Pero Manuel Fernández de Sousa sí supo aprovechar al principio el testigo dejado por su padre en Pescanova a los veinte años de crearla, cuando el ahora condenado solo tenía 29. Logró multiplicar por cinco la facturación de la compañía, por diez su tamaño y llegar incluso hasta los 10.000 empleados en España, América y África. Supo moverse como nadie por los entresijos del poder en la Nicaragua de los Ortega, en Namibia, Sudáfrica, Mozambique o Angola.

Supo también blindar institucionalmente, como un bien de Galicia, a la firma; y ante los rumores que colocaban a la empresa con sede en Chapela dentro del organigrama del gigante Unilever, obtuvo de la Xunta de Fraga 12 millones de euros de la época en ayudas y esa cantidad multiplicada por cuatro para cubrir los intereses de los préstamos.

Era recurrente esa búsqueda de liquidez desde los noventa, incluso para él mismo, no dudando en vender a la Xunta de aquellos años parte de la notable colección de pinturas de autores gallegos de primer orden heredada del padre, que él mismo se encargó de ampliar con adquisiciones de peso que colgaron en sus propiedades, como las valiosas porcelanas chinas compradas para uno de sus pazos.

Como su padre basó el éxito de Pescanova en la merluza, Fernández de Sousa llegó a la conclusión de que la suya sería la época de la acuicultura. Y a ella se lanzó, con una diversidad de especies excesivas, apuntan analistas de la evolución del grupo empresarial, que circunscriben a esa decisión el principio del fin. El futuro soñado se acabó convirtiendo en pesadilla, engordando, según señala la sentencia de la Audiencia Nacional, un globo que no podía tener más fin que el explotar.

Quienes han seguido el juicio interpretan que el expresidente se ha sentido traicionado por la historia, que no ha reconocido sus desvelos por salvar un icono empresarial de Galicia y España, pero al mismo tiempo inciden en que evitar la desaparición de la marca heredada de su padre le nubló la mente fría de calculador y matemático.

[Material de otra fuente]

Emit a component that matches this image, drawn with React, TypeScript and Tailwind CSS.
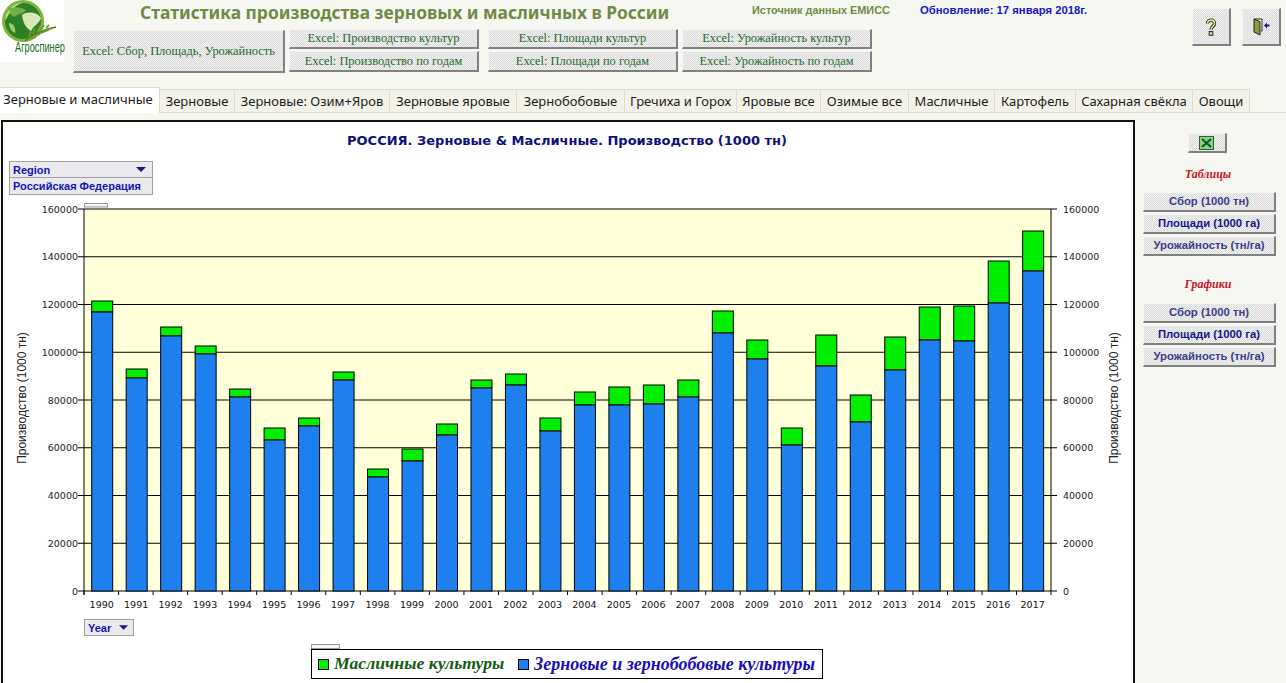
const yearsData: [number, number, number][] = [
  [1990, 301, 312], [1991, 369, 378], [1992, 327, 336], [1993, 346, 354], [1994, 389, 397], [1995, 428, 440], [1996, 418, 426],
  [1997, 372, 380], [1998, 469, 477], [1999, 449, 461], [2000, 424, 435], [2001, 380, 388], [2002, 374, 385], [2003, 418, 431],
  [2004, 392, 405], [2005, 387, 405], [2006, 385, 404], [2007, 380, 397], [2008, 311, 333], [2009, 340, 359], [2010, 428, 445],
  [2011, 335, 366], [2012, 395, 422], [2013, 337, 370], [2014, 307, 340], [2015, 306, 341], [2016, 261, 303], [2017, 231, 271],
];

const tabs: [string, string][] = [
  ["Зерновые", "w-[75px]"], ["Зерновые: Озим+Яров", "w-[155px]"], ["Зерновые яровые", "w-[127px]"], ["Зернобобовые", "w-[108px]"],
  ["Гречиха и Горох", "w-[112px]"], ["Яровые все", "w-[84px]"], ["Озимые все", "w-[88px]"], ["Масличные", "w-[86px]"],
  ["Картофель", "w-[81px]"], ["Сахарная свёкла", "w-[117px]"], ["Овощи", "w-[57px]"],
];

const bevel = "border-t border-l border-t-[#f4f4f4] border-l-[#f4f4f4] border-r-2 border-b-2 border-r-[#808080] border-b-[#808080] bg-[repeating-conic-gradient(#dcdcdc_0_25%,#efefef_0_50%)] bg-[length:2px_2px]";

function ExcelBtn({ label, cls }: { label: string; cls: string }) {
  return (
    <button className={`${bevel} ${cls} flex items-center justify-center font-['Liberation_Serif',serif] text-[12.4px] leading-none text-[#1f6a2c] whitespace-nowrap`}>
      {label}
    </button>
  );
}

function SideBtn({ label, strong }: { label: string; strong?: boolean }) {
  return (
    <button className={`${bevel} w-[133px] h-[20px] flex items-center justify-center font-['Liberation_Sans',sans-serif] text-[11.3px] font-bold leading-none ${strong ? "text-[#14148c]" : "text-[#3c3c8c]"}`}>
      {label}
    </button>
  );
}

function Logo() {
  return (
    <div className="relative w-[64px] h-[62px] bg-white shrink-0">
      <svg width="64" height="48" viewBox="0 0 64 48" className="block">
        <circle cx="23" cy="21" r="21" fill="#7fb33a" />
        <circle cx="23" cy="21" r="18" fill="#2f7f26" />
        <path d="M5 21 A18 18 0 0 1 23 3 A22 22 0 0 0 9 14 Z" fill="#bfe08a" />
        <path d="M9 9 C15 6 22 7 26 10 C24 14 19 13 16 16 C13 18 10 15 9 9 Z" fill="#6fb04a" />
        <path d="M22 15 C28 11 37 12 41 18 C39 24 35 24 31 31 C26 28 23 23 22 15 Z" fill="#d6e8b4" />
        <path d="M9 23 C13 23 16 27 15 33 C12 32 9 28 9 23 Z" fill="#9cc866" />
        <path d="M25 41 C32 35 42 30 56 27" fill="none" stroke="#557f22" strokeWidth="1.4" />
        <path d="M29 37 l2 -6 M33 34 l2 -6 M37 32 l3 -6 M41 30 l3 -5 M46 28 l3 -3 M30 39 l6 -2 M34 36 l6 -2 M38 34 l6 -2 M43 32 l6 -2 M48 29 l5 -1" stroke="#6f9a2e" strokeWidth="1.8" />
      </svg>
      <div className="absolute left-[15px] top-[40px] font-['Liberation_Sans',sans-serif] text-[14px] leading-[15px] text-[#176b1f] whitespace-nowrap scale-x-[0.66] origin-left">
        Агроспинер
      </div>
    </div>
  );
}

function Chart() {
  const ticks = [0, 20000, 40000, 60000, 80000, 100000, 120000, 140000, 160000];
  const y = (v: number) => 591 - (v / 160000) * 382;
  return (
    <svg width="1130" height="420" viewBox="3 195 1130 420" className="block" fontFamily="'DejaVu Sans', sans-serif" fontSize="9.5" fill="#222">
      <rect x="84" y="209" width="967" height="382" fill="#ffffd8" />
      {ticks.map((t) => (
        <g key={t}>
          <line x1="78" x2="1057" y1={y(t)} y2={y(t)} stroke="#000" strokeWidth="1" />
          <text x="78" y={y(t) + 3.5} textAnchor="end">{t}</text>
          <text x="1063" y={y(t) + 3.5}>{t}</text>
        </g>
      ))}
      <line x1="84" x2="84" y1="209" y2="595" stroke="#000" />
      <line x1="1051" x2="1051" y1="209" y2="595" stroke="#000" />
      {yearsData.map(([yr, top, split], i) => {
        const bx = 91.7 + 34.48 * i;
        return (
          <g key={yr}>
            <rect x={bx} y={top} width="21" height={split - top} fill="#00ee00" stroke="#000" strokeWidth="1" />
            <rect x={bx} y={split} width="21" height={591 - split} fill="#1e80ee" stroke="#000" strokeWidth="1" />
            <line x1={84 + 34.54 * i} x2={84 + 34.54 * i} y1="591" y2="595" stroke="#000" />
            <text x={101.7 + 34.48 * i} y="608" textAnchor="middle" fontSize="9.5" fill="#111">{yr}</text>
          </g>
        );
      })}
      <rect x="84.5" y="203.5" width="23" height="3.5" fill="#f4f4f4" stroke="#999" strokeWidth="1" />
      <text transform="translate(26 398) rotate(-90)" textAnchor="middle" fontSize="12" fontFamily="'Liberation Sans', sans-serif">Производство (1000 тн)</text>
      <text transform="translate(1118 398) rotate(-90)" textAnchor="middle" fontSize="12" fontFamily="'Liberation Sans', sans-serif">Производство (1000 тн)</text>
    </svg>
  );
}

export default function App() {
  return (
    <div className="w-[1286px] h-[683px] overflow-hidden bg-[#f7f7f1]">
      <header className="flex h-[87px]">
        <Logo />
        <div className="w-[1112px] shrink-0">
          <div className="flex h-[29px]">
            <h1 className="ml-[76px] w-[612px] shrink-0 pt-[1px] font-['Noto_Sans',sans-serif] text-[17.4px] leading-[22px] font-bold text-[#6f8a44] whitespace-nowrap">
              Статистика производства зерновых и масличных в России
            </h1>
            <span className="w-[168px] shrink-0 pt-[3px] font-['Liberation_Sans',sans-serif] text-[10.9px] leading-[14px] font-bold text-[#6f8a44] whitespace-nowrap">Источник данных ЕМИСС</span>
            <span className="pt-[3px] font-['Liberation_Sans',sans-serif] text-[11.3px] leading-[14px] font-bold text-[#1616c8] whitespace-nowrap">Обновление: 17 января 2018г.</span>
          </div>
          <div className="flex ml-[9px] gap-[4px]">
            <ExcelBtn label="Excel: Сбор, Площадь, Урожайность" cls="w-[212px] h-[43px] mt-[1px]" />
            <div className="flex flex-col gap-[2px] mr-[5px]">
              <ExcelBtn label="Excel: Производство культур" cls="w-[190px] h-[20px]" />
              <ExcelBtn label="Excel: Производство по годам" cls="w-[190px] h-[21px]" />
            </div>
            <div className="flex flex-col gap-[2px]">
              <ExcelBtn label="Excel: Площади культур" cls="w-[190px] h-[20px]" />
              <ExcelBtn label="Excel: Площади по годам" cls="w-[190px] h-[21px]" />
            </div>
            <div className="flex flex-col gap-[2px]">
              <ExcelBtn label="Excel: Урожайность культур" cls="w-[190px] h-[20px]" />
              <ExcelBtn label="Excel: Урожайность по годам" cls="w-[190px] h-[21px]" />
            </div>
          </div>
        </div>
        <div className="flex gap-[11px] ml-[16px] pt-[8px] items-start">
          <button className={`${bevel} w-[39px] h-[38px] flex items-center justify-center`} aria-label="help">
            <svg width="12" height="18" viewBox="0 0 12 18">
              <path d="M2.5 5.5 C2.5 1 9.5 1 9.5 5.5 C9.5 8.5 6 8.5 6 11.5" fill="none" stroke="#222" strokeWidth="3.4" />
              <path d="M2.5 5.5 C2.5 1 9.5 1 9.5 5.5 C9.5 8.5 6 8.5 6 11.5" fill="none" stroke="#e8e68a" strokeWidth="1.6" />
              <rect x="4.2" y="13.6" width="3.6" height="3.6" fill="#e8e68a" stroke="#222" />
            </svg>
          </button>
          <button className={`${bevel} w-[39px] h-[38px] flex items-center justify-center`} aria-label="exit">
            <svg width="17" height="18" viewBox="0 0 17 18">
              <path d="M1 1 H9 V13 H8" fill="#fff" stroke="#222" />
              <path d="M1 1 L7 3.5 V17 L1 14 Z" fill="#8f9a38" stroke="#222" />
              <path d="M11 7.5 L14 4.5 V6.5 H16.5 V8.5 H14 V10.5 Z" fill="#14148c" />
            </svg>
          </button>
        </div>
      </header>

      <nav className="flex items-end h-[26px] border-b border-[#dcdcd2] font-['Noto_Sans',sans-serif] text-[13px] leading-none text-[#1c1c1c]">
        <div className="w-[160px] h-[26px] -mb-px bg-white border-t border-r border-[#dcdcd2] flex items-center justify-center whitespace-nowrap pb-[3px] pr-[3px]">
          Зерновые и масличные
        </div>
        {tabs.map(([t, w]) => (
          <div key={t} className={`${w} h-[23px] bg-[#f2f2e9] border-t border-r border-[#dcdcd2] flex items-center justify-center whitespace-nowrap`}>
            {t}
          </div>
        ))}
      </nav>

      <main className="flex mt-[7px]">
        <section className="ml-px w-[1134px] h-[600px] shrink-0 bg-white border-2 border-[#111]">
          <h2 className="h-[39px] pt-[11px] text-center pr-[2px] font-['DejaVu_Sans',sans-serif] text-[13px] leading-[16px] font-bold text-[#10107c]">
            РОССИЯ. Зерновые &amp; Масличные. Производство (1000 тн)
          </h2>
          <div className="ml-[6px] w-[144px] h-[34px] border border-[#a0a0a0] bg-[#e9e9ee] font-['Liberation_Sans',sans-serif] text-[11px] font-bold text-[#1414b4]">
            <div className="h-[16px] border-b border-[#a0a0a0] flex items-center justify-between pl-[3px] pr-[6px] pt-px leading-none">
              <span>Region</span>
              <svg width="10" height="6" viewBox="0 0 10 6"><path d="M0 0 H10 L5 5 Z" fill="#14148c" /></svg>
            </div>
            <div className="h-[16px] flex items-center pl-[3px] leading-none whitespace-nowrap">Российская Федерация</div>
          </div>
          <Chart />
          <div className="ml-[81px] mt-[4px] w-[50px] h-[17px] border border-[#a0a0a0] bg-[#e9e9ee] flex items-center justify-between pl-[3px] pr-[5px] pt-px font-['Liberation_Sans',sans-serif] text-[11px] font-bold leading-none text-[#1414b4]">
            <span>Year</span>
            <svg width="9" height="6" viewBox="0 0 10 6"><path d="M0 0 H10 L5 5 Z" fill="#14148c" /></svg>
          </div>
          <div className="ml-[308px] mt-[8px] w-[29px] h-[5px] border border-[#999] bg-[#f4f4f4]" />
          <div className="ml-[308px] w-[512px] h-[30px] border border-black flex items-center pl-[6px] font-['Liberation_Serif',serif] font-bold italic leading-none whitespace-nowrap">
            <span className="w-[11px] h-[11px] bg-[#00ee00] border border-black mr-[5px]" />
            <span className="text-[#145c14] text-[17.7px] w-[184px] shrink-0">Масличные культуры</span>
            <span className="w-[11px] h-[11px] bg-[#1e80ee] border border-black mr-[5px]" />
            <span className="text-[#1a0fb4] text-[18px]">Зерновые и зернобобовые культуры</span>
          </div>
        </section>
        <aside className="flex-1 flex flex-col items-center pr-[2px]">
          <button className={`${bevel} w-[39px] h-[20px] mt-[13px] -ml-[5px] flex items-center justify-center`} aria-label="excel">
            <svg width="15" height="14" viewBox="0 0 15 14">
              <rect x="0.5" y="0.5" width="14" height="13" fill="#8ccf8c" stroke="#1f6a2c" />
              <path d="M3 3 L12 11 M12 3 L3 11" stroke="#14541f" strokeWidth="2" />
            </svg>
          </button>
          <div className="mt-[14px] -ml-[3px] h-[14px] font-['Liberation_Serif',serif] text-[12px] font-bold italic leading-[14px] text-[#c81428]">Таблицы</div>
          <div className="mt-[11px] flex flex-col gap-[2px]">
            <SideBtn label="Сбор (1000 тн)" />
            <SideBtn label="Площади (1000 га)" strong />
            <SideBtn label="Урожайность (тн/га)" />
          </div>
          <div className="mt-[21px] -ml-[3px] h-[14px] font-['Liberation_Serif',serif] text-[12px] font-bold italic leading-[14px] text-[#c81428]">Графики</div>
          <div className="mt-[12px] flex flex-col gap-[2px]">
            <SideBtn label="Сбор (1000 тн)" />
            <SideBtn label="Площади (1000 га)" strong />
            <SideBtn label="Урожайность (тн/га)" />
          </div>
        </aside>
      </main>
    </div>
  );
}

Los caballos y la relevancia que los premios mundiales que promovía en Vigo le daban, superaron su amor por la vela, otro mundo que le granjeó contactos clave, negocios y que también le sirvió de escenario de relaciones comerciales. Por ejemplo, cuando intercedió sin éxito por una firma gala para hacerse con la concesión del transporte urbano de viajeros en Vigo, ciudad en la que desde que fue sentado en el banquillo, como en el resto de Galicia, apenas han tenido ya rastro de sus pasos.